N.C. Stage Company kicks off its 14th season with a show that is a perfect representation of what the organization continues to do exceptionally well — theater, up close and personal. Amy Herzog’s 4,000 Miles might seem like a low-impact way to start a new season, but it serves as a reminder of the power of theater to reach into the soul of the viewer.
Charlie Flynn-McIver directs a talented cast through a story of relationships, generations, love, loss and acceptance. That it plays out on a vividly realistic stage set makes the audience feel more like they are viewing a series of real life events rather than a well-crafted production. Julie K. Ross‘s scenic design is as much a star of the show as the actors, as it gives them a lifelike environment in which to work.
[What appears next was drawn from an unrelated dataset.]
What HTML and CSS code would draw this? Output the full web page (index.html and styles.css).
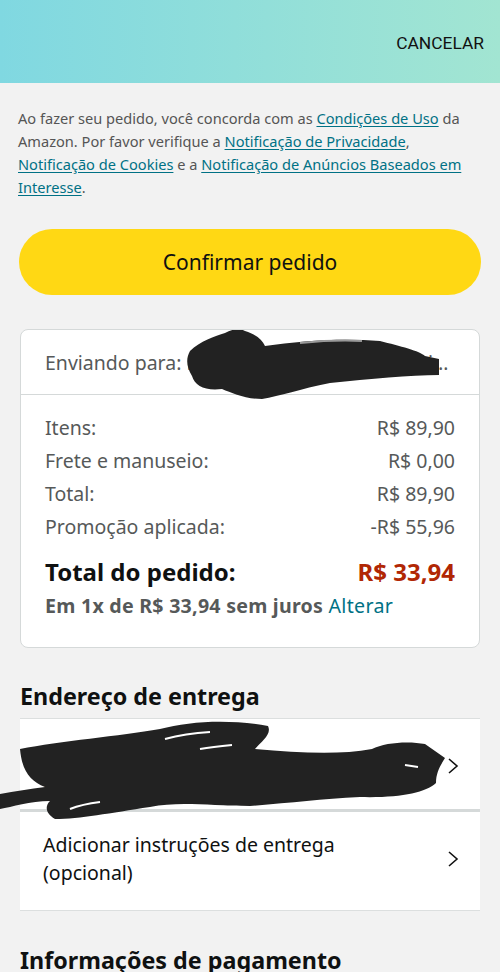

The story is simple enough at the outset. Leo has arrived in New York after riding his bike from Seattle, and he has stunned his Grandmother, Vera with his arrival. As things unfold, we learn that Leo is a bit lost, having set out on the cross-country journey with his best friend, who died along the way. What starts as a night to get his bearings, rest up and then get back on the road extends into weeks as Leo and Vera begin to fill voids in each other’s life.
It’s nearly impossible to tell whether Dusty McKeelan actually is Leo, or just a great actor embodying the part. He’s so effective in the role, you would swear it was written for him. The same can be said of his co-star, Barbara Bates Smith. Her Vera is funny without turning her into a cartoonish, sassy old-lady character. There’s a deep emotional resonance in her performance. Leo is a young man lost in the middle of his life’s journey. Vera is an old woman, lost near the end of her life’s journey. Together, they find a bridge that helps them both find common ground and peace. Their journey is both funny, moving and uplifting.
Trinity Smith and Emma Stoneberg play supporting roles in the show, adding splashes of color to the palette. Smith gets a couple of scenes that have an painfully real impact on the audience, as we witness her struggle to end the relationship with Leo. It’s messy, frustrating and familiar to anyone who has been there themselves.
WHAT: 4,000 Miles
WHERE: N.C. Stage Company
WHEN: Through Sunday, Oct 25, performances Wednesdays to Saturdays, at 7:30 p.m., and Sundays, at 2 p.m. $16-$32
One thought on “Theater review: 4,000 Miles at N.C. Stage”
Emma Stoneberg is priceless! She has the funniest scene in the play and one of the best.